His question is prompted by a number of interesting examples of the use of IT in areas such as "fluid" building fabrication, sculpture, BMW car design and poker playing. He then goes on to describe, based on the experience of his course teaching, that most general managers do not believe that IT can help them in their roles as leaders, change agents and value generators because:

until fairly recently the profession of general management was actually not one of the ones deeply affected by technology. Prior to the mid 1990s the footprint of most corporate IT—the sphere of direct influence for a piece of technology—was the single function or task. This made for a happy marriage between technology and knowledge workers like engineers, scientists, and analysts because these workers stayed within a single function. But general managers, by definition, do not. They're responsible for orchestrating the work of multiple groups. So from their perspective, IT was actually delegable and low level.

This chimes well with some of the points we raise in our March 2005 BPM report (which will be updated next month). In it we highlight that much of IT discussion of business process is actually about the shadow that IT automation casts on real business processes. The real world of business processes is much more complicated than would appear to be the case based on what IT can support. There are business processes which serve to differentiate the business and there are those that are a cost of doing business. There are business processes which support day-to-day operational activities (or single functions or tasks as Andrew refers to them); there are those that support management of those operational activities; and ultimately there are those that govern strategy.

IT has historically played a prominent role in support the non-differentiating, operational processes. That role is significantly diminished when it comes to differentiating, management and strategy processes because they are more ad-hoc and collaborative and nature and depend on harnessing and exploiting a wide variety of applications and structured and unstructured information assets.

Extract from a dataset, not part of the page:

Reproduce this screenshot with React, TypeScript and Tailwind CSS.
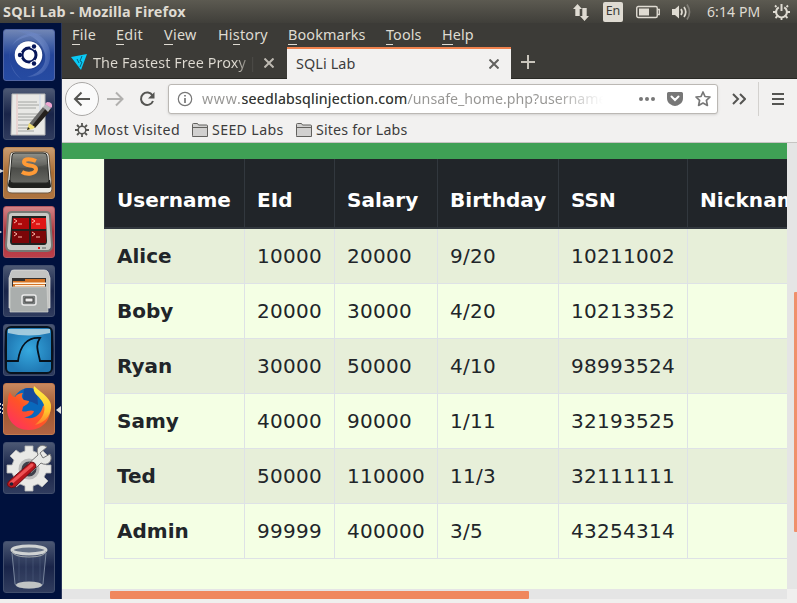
import type { ReactNode } from "react";

const employees = [
  ["Alice", "10000", "20000", "9/20", "10211002", ""],
  ["Boby", "20000", "30000", "4/20", "10213352", ""],
  ["Ryan", "30000", "50000", "4/10", "98993524", ""],
  ["Samy", "40000", "90000", "1/11", "32193525", ""],
  ["Ted", "50000", "110000", "11/3", "32111111", ""],
  ["Admin", "99999", "400000", "3/5", "43254314", ""],
];
const columns = ["Username", "EId", "Salary", "Birthday", "SSN", "Nickname"];

function TopPanel() {
  return (
    <header className="flex h-[23px] shrink-0 items-center bg-linear-to-b from-[#5c5a51] to-[#403f3a] pl-[3px] text-[#dfdbd2]">
      <div className="w-[569px] text-[14.4px] leading-[22px] font-bold tracking-[0.2px] whitespace-nowrap">SQLi Lab - Mozilla Firefox</div>
      <svg width="18" height="18" viewBox="0 0 18 18" fill="currentColor" className="shrink-0">
        <path d="M5.5 1 10 6H7.700v7H3.300V6H1zM12.500 18 8 13h2.300V5h4.400v8H17z" />
      </svg>
      <div className="ml-[13px] flex h-5 w-5 shrink-0 items-center justify-center rounded-[2px] bg-[#dfdbd2] text-[12.500px] text-[#3c3b37]">En</div>
      <svg width="25" height="14" viewBox="0 0 25 14" className="ml-[13px] shrink-0">
        <rect x=".75" y="1.500" width="20.500" height="11" rx="1.500" fill="none" stroke="#dfdbd2" strokeWidth="1.400" />
        <path d="M3 3.500h10v7H3z" fill="#dfdbd2" />
        <path d="M22 4.500h1.300v5H22" fill="none" stroke="#dfdbd2" strokeWidth="1.300" />
      </svg>
      <svg width="20" height="18" viewBox="0 0 20 18" fill="none" stroke="#dfdbd2" strokeWidth="1.700" className="ml-[11px] shrink-0">
        <path d="M0 6h3l4-3.500v13L3 12H0z" fill="#dfdbd2" stroke="none" />
        <path d="M9 6q2 3 0 6M12 4q3.500 5 0 10" />
        <path d="M15 1.500q5 7.500 0 15" stroke="#817e77" />
      </svg>
      <div className="ml-[15px] w-[66px] text-[14px] leading-[22px] tracking-[0.1px] whitespace-nowrap">6:14 PM</div>
      <svg width="17" height="18" viewBox="0 0 17 18" fill="none" stroke="#dfdbd2" className="shrink-0">
        <path d="M5.800 4.300a5.400 5.400 0 1 0 5.400 0" strokeWidth="2" />
        <path d="M8.500 1v7" strokeWidth="2" />
        <path d="M3.500 4 2 2.500m11.500 1.500L15 2.500M3 9H0m17 0h-3M4.500 13 2.500 15m10-2 2 2M8.500 14v3" strokeWidth="1.800" />
      </svg>
    </header>
  );
}

function Tile({ tone, children, className = "" }: { tone: string; children: ReactNode; className?: string }) {
  return (
    <div className={`relative h-[52px] w-[52px] shrink-0 rounded-[3px] border bg-linear-to-b ${tone} ${className}`}>
      <svg width="50" height="50" viewBox="0 0 50 50" className="overflow-visible">{children}</svg>
    </div>
  );
}

const slate = "border-[#414e6c] from-[#4c5873] via-[#192449] to-[#303c5e]";

function Launcher() {
  return (
    <aside className="flex h-[576px] w-[62px] shrink-0 flex-col gap-[7px] border-r border-[#29365a] bg-[#00113d] pt-[6px] pl-[3px]">
      <Tile tone="border-[#5065a4] from-[#7186b5] via-[#24459a] to-[#264ba2]">
        <defs>
          <radialGradient id="swirl">
            <stop stopColor="#a4b8e5" />
            <stop offset="1" stopColor="#6b86c8" stopOpacity=".45" />
          </radialGradient>
        </defs>
        <path d="M13 1c17-3 36 9 33 28-2 13-12 18-23 18 16-5 21-15 17-26C36 9 25 4 13 1z" fill="url(#swirl)" opacity=".8" />
        <path d="M8 16C2 29 8 40 17 49 7 42 2 27 9 14 15 4 30 1 38 5 23 5 12 9 8 16z" fill="url(#swirl)" />
        <circle cx="25" cy="25" r="14.500" fill="#182d6b" opacity=".45" />
        <circle cx="24.500" cy="25" r="13.800" fill="white" />
        <circle cx="25" cy="25" r="7" fill="none" stroke="#07175a" strokeWidth="3" />
        <path d="M18 25h-4M28.500 18.900l2-3.400M28.500 31.100l2 3.400" stroke="white" strokeWidth="5.500" />
        <g fill="#07175a">
          <circle cx="16" cy="25" r="2.200" />
          <circle cx="30" cy="16.500" r="2.200" />
          <circle cx="30" cy="33.500" r="2.200" />
        </g>
      </Tile>
      <Tile tone={slate}>
        <path d="M8 5h33v41H7z" fill="#e8e8e5" stroke="#b7b9b8" />
        <path d="M13 5v41" stroke="#e9aaaa" strokeWidth=".6" />
        <path d="M36 5v25" stroke="#b9ccee" strokeWidth=".6" />
        <path d="M14 13h19m-19 3h21m-21 3h18m-18 6h20m-20 3h17m-17 3h20m-20 5h15m-15 3h14m-14 3h16" stroke="#929493" strokeWidth=".8" />
        <path d="m25 35 14-17 5 3-14 17z" fill="#686867" />
        <path d="m27 38 16-20 4 3-16 18z" fill="#25211d" />
        <path d="m39 18 3-3 5 4-3 4z" fill="#b7b9bd" />
        <path d="m41 15 2-2q6 0 5 5l-1 1z" fill="#efa6d0" />
        <path d="m23 41 2-7 6 4-2 2z" fill="#f0df76" />
        <path d="m23 41 1-3 2 2z" fill="#222" />
      </Tile>
      <Tile tone="border-[#ba8650] from-[#c99c70] via-[#a96c32] to-[#ad7440]">
        <defs>
          <linearGradient id="keycap" x2="0" y2="1"><stop stopColor="#92938c" /><stop offset=".5" stopColor="#4b4c48" /><stop offset="1" stopColor="#666762" /></linearGradient>
        </defs>
        <path d="M6 7q0-3 4-3h31q3 0 4 3l3 34q0 4-4 4H8q-5 0-5-4z" fill="#ebeae5" stroke="#6d5943" />
        <path d="M5 32h41l1 6q0 2-3 2H8q-4 0-4-3z" fill="#20211e" />
        <path d="M8 8q0-3 3-3h28q4 0 4 3l2 25q0 2-3 2H9q-3 0-3-3z" fill="url(#keycap)" stroke="#292a27" />
        <path d="M8 12q16 2 35-3l1 7q-18 6-37 3z" fill="#aaaaa4" opacity=".15" />
        <path d="M32 13c-4-2-12-3-12 1 0 5 12 2 12 7 0 5-9 6-14 3" fill="none" stroke="#ff9a36" strokeWidth="4" />
        <path d="m0 23-4-2v4z" fill="#d5d5d5" />
      </Tile>
      <Tile tone="border-[#b25761] from-[#d18387] via-[#a82e39] to-[#bb3f49]">
        <path d="M8 5h34q4 0 4 4l2 29q0 6-5 6H7q-5 0-5-6L4 9q0-4 4-4z" fill="#c8c9c4" stroke="#777873" strokeWidth="2" />
        <path d="M8 9h34v3l1 22q0 4-3 4H9q-3 0-3-4z" fill="#202220" />
        <path d="M9 11h16v11H8z" fill="#ad080b" />
        <path d="M27 11h15v11H27z" fill="#e01716" />
        <path d="M8 24h17v12H8zM27 24h15v12H27z" fill="#7b0608" />
        <g fill="none" stroke="#ffb6a8" strokeWidth="1">
          <path d="m10 12 3 2-3 2m4 1h4M28 12l3 2-3 2m4 1h4M10 25l3 2-3 2m4 1h4M28 25l3 2-3 2m4 1h4" />
        </g>
        <path d="M34 41h2" stroke="#ed1915" strokeWidth="2" />
        <path d="M38 41h4" stroke="#929490" strokeWidth="2" />
        <path d="m-2 25-3-2v4z" fill="#d5d5d5" />
      </Tile>
      <Tile tone={slate}>
        <path d="M7 6q0-2 3-2h30q3 0 4 2l2 6v30H5V12z" fill="#c3c4c2" stroke="#e4e5e3" strokeWidth=".7" />
        <path d="M8 12h34v14H8z" fill="#34312f" />
        <path d="M9 15h12v-2h20v10H9z" fill="#d57324" />
        <path d="M9 16.500h33V18H9zM11 19h30v1.500H11z" fill="#fff0dd" />
        <path d="M6 21h37l1 25H6z" fill="#aaaead" stroke="#d4d5d3" strokeWidth=".7" />
        <rect x="18" y="29" width="14" height="10" rx="2" fill="#777b7b" stroke="#ececec" strokeWidth="1.500" />
        <path d="M21 32h8v4h-8z" fill="#eee" stroke="#444" />
      </Tile>
      <Tile tone={slate}>
        <defs><radialGradient id="ocean"><stop stopColor="#36a9df" /><stop offset="1" stopColor="#2079b4" /></radialGradient></defs>
        <rect x="2" y="2" width="46" height="46" rx="5" fill="url(#ocean)" stroke="#07121d" strokeWidth="2" />
        <path d="M4 4h42v4Q25 13 4 8z" fill="#c1dce5" opacity=".8" />
        <path d="M3 36h11C16 20 24 12 36 13c-5 7-2 13 0 23h12" fill="none" stroke="#07121d" strokeWidth="1.800" />
      </Tile>
      <Tile tone="border-[#c1794d] from-[#c8885f] via-[#9f582f] to-[#b26444]">
        <defs>
          <linearGradient id="fox" x1="0" y1="1" x2="1" y2="0"><stop stopColor="#ff286e" /><stop offset=".5" stopColor="#ff5426" /><stop offset="1" stopColor="#ff9a24" /></linearGradient>
          <linearGradient id="tail" x2="0" y2="1"><stop stopColor="#fff044" /><stop offset=".65" stopColor="#ffc52d" /><stop offset="1" stopColor="#ff792b" /></linearGradient>
        </defs>
        <circle cx="25" cy="20" r="16" fill="#0968bc" />
        <path d="M20 5q8-3 13 3l1 13-6-3-9-2z" fill="#154a9b" />
        <path d="M6 8c1 3 3 5 5 5 2-3 5-4 8-4-2 3-1 5 1 7l5 1c0 3-4 4-6 6l-1 4c4 2 7-2 12 0-1 4-6 6-10 6 9 4 17-2 19-11l7-4c3 17-7 28-21 28C10 46 0 34 4 18c0-4 0-7 2-10z" fill="url(#fox)" />
        <path d="M30 2c-2 7 4 9 8 15 6 9 0 18-7 24 9-2 15-8 16-17C48 15 40 11 30 2z" fill="url(#tail)" />
        <path d="m57 22-5 4 5 4z" fill="#ddd" />
        <path d="M-3.500 19v2m0 2v2m0 2v2m2-9v2m0 2v2m0 2v2" stroke="#d5d5d5" />
      </Tile>
      <Tile tone={slate}>
        <g stroke="#b8b9b7" strokeWidth=".8">
          <path d="M21 3h8v5l5 2 4-3 6 6-4 4 2 5h5v8h-5l-2 4 4 4-6 6-4-3-5 2v5h-8v-5l-5-2-4 3-6-6 4-4-2-4H3v-8h5l2-5-4-4 6-6 4 3 5-2z" fill="#e9e9e6" />
          <circle cx="25" cy="26" r="9" fill="#3e404b" stroke="#bbb" strokeWidth="3" />
        </g>
        <path d="m24 21 10-9c-3-8 3-12 9-8l-7 6 3 5 7-4c4 7-3 13-9 9L27 30z" fill="#e7e8e5" stroke="#777" />
        <path d="M5 38 27 19q5 0 5 5L11 44q-4 2-7-1-2-2 1-5z" fill="#ba171d" stroke="#681019" />
        <path d="m7 40 21-18" stroke="#ee5355" strokeWidth="3" strokeLinecap="round" />
        <circle cx="7.500" cy="41" r="1.800" fill="#202236" />
      </Tile>
      <Tile tone={slate} className="mt-10">
        <path d="m8 11 3 31q1 4 14 4t14-4l3-31" fill="#8795a8" fillOpacity=".15" stroke="#77849b" />
        <path d="M15 13v26M22 13v26M29 13v26M36 13v26" stroke="#536180" strokeWidth=".5" />
        <ellipse cx="25" cy="8" rx="17" ry="4" fill="#647085" stroke="#d0d3d3" strokeWidth="3" />
        <path d="M8 9q1 6 17 6t17-6" fill="none" stroke="#a4aaad" />
        <ellipse cx="25" cy="43" rx="13" ry="3.500" fill="#c1c4c4" />
      </Tile>
    </aside>
  );
}

function MenuItem({ initial, rest, before = "", width }: { initial: string; rest: string; before?: string; width: string }) {
  return (
    <span className={`shrink-0 whitespace-nowrap ${width}`}>
      {before}<span className="border-b border-[#dfdbd2] leading-[16px]">{initial}</span>{rest}
    </span>
  );
}

function Close({ className }: { className: string }) {
  return <svg width="10" height="10" viewBox="0 0 10 10" className={`shrink-0 ${className}`} stroke="currentColor" strokeWidth="2"><path d="m.5.5 9 9m0-9-9 9" /></svg>;
}

function Tabs() {
  return (
    <div className="flex h-8 shrink-0 border-b border-[#292925] text-[14.400px] text-[#dfdbd2]">
      <div className="flex w-[225px] shrink-0 items-center pl-[9px]">
        <svg width="17" height="17" viewBox="0 0 17 17" className="shrink-0">
          <path d="m0 3 16-3-6 16z" fill="#0acaf5" />
          <path d="m11 2-2 5 2 1-2 5m-3-8 2 4" stroke="#066583" fill="none" />
        </svg>
        <div className="ml-[5px] w-[162px] overflow-hidden bg-linear-to-r from-[#dfdbd2] from-88% to-[#3c3b37] bg-clip-text tracking-[0.08px] whitespace-nowrap text-transparent">The Fastest Free Proxy<span className="-ml-px">{" "}|</span></div>
        <Close className="ml-[9px] text-[#bdb9b1]" />
      </div>
      <div className="-mb-px flex w-[224px] shrink-0 items-center border-t-2 border-[#f0824e] bg-[#f2f1f0] pr-[12px] pb-[1px] pl-[9px] text-[#3c3c3c]">
        <span className="flex-1 tracking-[0.1px]">SQLi Lab</span>
        <Close className="text-[#62625f]" />
      </div>
      <svg width="14" height="14" viewBox="0 0 14 14" className="mt-[8px] ml-[10px]" stroke="#c9c5bc" strokeWidth="2"><path d="M7 0v14M0 7h14" /></svg>
    </div>
  );
}

function Folder() {
  return <svg width="16" height="14" viewBox="0 0 16 14" className="mr-1 shrink-0" fill="#d1d0cf" stroke="#62615e"><path d="M.5 12.500v-11q0-1 1-1h4l1 1.500h8q1 0 1 1v10.500H.5zM.5 4.500h15" /></svg>;
}

function Toolbars() {
  return (
    <div className="h-16 shrink-0 border-b border-[#c6c4c2] bg-[#f2f1f0]">
      <div className="flex h-10 items-center pl-[3px] text-[#555552]">
        <div className="flex h-[34px] w-[34px] shrink-0 items-center justify-center rounded-full border border-[#aaa8a6] bg-[#fafafa]">
          <svg width="18" height="16" viewBox="0 0 18 16" fill="none" stroke="currentColor" strokeWidth="2"><path d="M17 8H2m6.500-6.500L2 8l6.500 6.500" /></svg>
        </div>
        <svg width="18" height="16" viewBox="0 0 18 16" className="ml-[8px] shrink-0" fill="none" stroke="#b1b0ae" strokeWidth="2"><path d="M0 8h15M9 1.500 15.500 8 9 14.500" /></svg>
        <svg width="16" height="16" viewBox="0 0 16 16" className="ml-[14px] shrink-0" fill="none" stroke="currentColor" strokeWidth="2"><path d="M13.500 4.500A6.200 6.200 0 1 0 14 10" /><path d="M15.500 1v6.500H9z" fill="currentColor" stroke="none" /></svg>
        <div className="ml-[13px] flex h-[30px] w-[550px] shrink-0 items-center rounded-[3px] border border-[#bbb8b4] bg-white pr-[6px] pl-[8px] shadow-sm">
          <svg width="16" height="16" viewBox="0 0 16 16" fill="none" stroke="#777" strokeWidth="1.200"><circle cx="8" cy="8" r="6.700" /><path d="M8 7v5M8 4v1.500" strokeWidth="1.700" /></svg>
          <div className="ml-[9px] w-[401px] overflow-hidden bg-linear-to-r from-[#969593] from-88% to-transparent bg-clip-text text-[14.200px] whitespace-nowrap text-transparent"><span className="tracking-[0.7px]">www.</span><span className="tracking-[0.24px] text-[#333]">seedlabsqlinjection.com</span>/unsafe_home.php?username</div>
          <svg width="16" height="4" viewBox="0 0 16 4" className="ml-auto" fill="#777"><circle cx="2" cy="2" r="2" /><circle cx="8" cy="2" r="2" /><circle cx="14" cy="2" r="2" /></svg>
          <svg width="16" height="14" viewBox="0 0 16 14" className="ml-3"><path d="M1.500 0h13Q16 0 16 1.500V6q0 4-3 6-5 4-10 0-3-2-3-6V1.500Q0 0 1.500 0z" fill="#777" /><path d="m4.500 4.500 3.500 3.500 3.500-3.500" fill="none" stroke="white" strokeWidth="2" strokeLinecap="round" /></svg>
          <svg width="16" height="16" viewBox="0 0 16 16" className="ml-3" fill="none" stroke="#777" strokeWidth="1.700" strokeLinejoin="round"><path d="m8 1 2 4.500 5 .5-3.600 3.400 1 5L8 12l-4.400 2.400 1-5L1 6l5-.5z" /></svg>
        </div>
        <svg width="14" height="12" viewBox="0 0 14 12" className="ml-[14px] shrink-0" fill="none" stroke="currentColor" strokeWidth="2"><path d="m1 1 5 5-5 5m7-10 5 5-5 5" /></svg>
        <div className="ml-3 h-[34px] w-px shrink-0 bg-[#d3d1ce]" />
        <svg width="12" height="12" viewBox="0 0 12 12" className="ml-[13px] shrink-0" stroke="currentColor" strokeWidth="2"><path d="M0 1h12M0 6h12M0 11h12" /></svg>
      </div>
      <div className="flex h-[22px] items-center pl-[13px] text-[14.200px] whitespace-nowrap text-[#3c3c3c]">
        <svg width="14" height="14" viewBox="0 0 14 14" className="mr-[5px] shrink-0" fill="none" stroke="#555552"><circle cx="7" cy="7" r="3.800" strokeWidth="1.500" /><path d="M7 3V0m0 14v-3M0 7h3m8 0h3M2 2l2 2m6 6 2 2m0-10-2 2m-6 6-2 2" strokeWidth="1.800" /></svg>
        <span className="w-[98px] shrink-0 tracking-[0.38px]">Most Visited</span><Folder />
        <span className="w-[84px] shrink-0 tracking-[0.35px]">SEED Labs</span><Folder />
        <span className="tracking-[0.18px]">Sites for Labs</span>
      </div>
    </div>
  );
}

const widths = ["w-[140px]", "w-[90px]", "w-[103px]", "w-[121px]", "w-[129px]", "w-[150px]"];

function EmployeeTable() {
  return (
    <div className="ml-[42px] w-[733px] font-['DejaVu_Sans',sans-serif] text-[20px] leading-[30px] text-[#212529]">
      <div className="flex h-[70px] border-b-2 border-[#32383e] bg-[#212529] font-bold text-white">
        {columns.map((name, i) => <div key={name} className={`${widths[i]} shrink-0 border-l border-[#32383e] pt-[26px] pl-3 tracking-[0.03px]`}>{name}</div>)}
      </div>
      {employees.map((employee, row) => (
        <div key={employee[0]} className={`flex h-[55px] border-b border-[#dee2e6] ${row % 2 === 0 ? "bg-[#e7efd9]" : "bg-[#f4ffe4]"}`}>
          {employee.map((value, i) => <div key={i} className={`${widths[i]} shrink-0 border-l border-[#dee2e6] pt-3 pl-3 ${i === 0 ? "font-bold" : "tracking-[0.27px]"}`}>{value}</div>)}
        </div>
      ))}
    </div>
  );
}

export default function App() {
  return (
    <div className="flex h-[603px] w-[797px] flex-col overflow-hidden bg-[#f0efee] font-['Noto_Sans',sans-serif]">
      <TopPanel />
      <div className="flex h-[576px]">
        <Launcher />
        <main className="flex w-[735px] flex-col bg-[#3c3b37]">
          <nav className="flex h-6 shrink-0 items-center gap-5 pl-[10px] text-[14.400px] leading-[22px] text-[#dfdbd2]">
            <MenuItem initial="F" rest="ile" width="w-6 tracking-[0.3px]" />
            <MenuItem initial="E" rest="dit" width="w-7 tracking-[0.3px]" />
            <MenuItem initial="V" rest="iew" width="w-[34px] tracking-[0.3px]" />
            <MenuItem before="Hi" initial="s" rest="tory" width="w-[50px] tracking-[0.2px]" />
            <MenuItem initial="B" rest="ookmarks" width="w-[78px] tracking-[0.12px]" />
            <MenuItem initial="T" rest="ools" width="w-9 tracking-[0.1px]" />
            <MenuItem initial="H" rest="elp" width="w-8 tracking-[0.1px]" />
          </nav>
          <Tabs />
          <Toolbars />
          <div className="flex h-[456px]">
            <div className="flex w-[725px] flex-col overflow-hidden bg-[#f4ffe4]">
              <div className="h-4 shrink-0 bg-[#3fa055]" />
              <div className="h-[430px] shrink-0 overflow-hidden"><EmployeeTable /></div>
              <div className="h-[10px] shrink-0 bg-[#e5e5e5] pt-[2px] pl-12"><div className="h-2 w-[419px] rounded-[1px] bg-[#f0875d]" /></div>
            </div>
            <div className="w-[10px] bg-[#f0efee]"><div className="h-[446px] bg-[#e5e5e5] pt-[149px] pl-[7px]"><div className="h-60 w-[3px] rounded-l-[1px] bg-[#f0906b]" /></div></div>
          </div>
        </main>
      </div>
    </div>
  );
}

Andrew believes that the emergence of ERP and the Internet has enabled a new class of business process automation which operates at the level of the organisation and so are more suited to management processes. He also believes that "Enterprise 2.0" technologies (which Angela discusses in the broader context of enterprise collaboration in her recent report), by virtue of their emergent characteristics, promise to do the same and concludes that he is:

comfortable adding 'general managers' to the list of knowledge workers who have very powerful digital tools at their disposal, and who need to learn how to use them well. Does this also seem right to you?

His historical analysis of business process automation certainly seems right to us and we believe that a range of new IT capabilities have the potential to shift IT's supporting role in the direction of differentiating management and strategy processes. However, it's not just about managers learning how to use them well. As we highlight in our BPM and collaboration reports (and more broadly in our analysis of IT-business alignment), these management competencies must also address a broad range of organisational, cultural and governance challenges if these innovations are to fully realise that potential.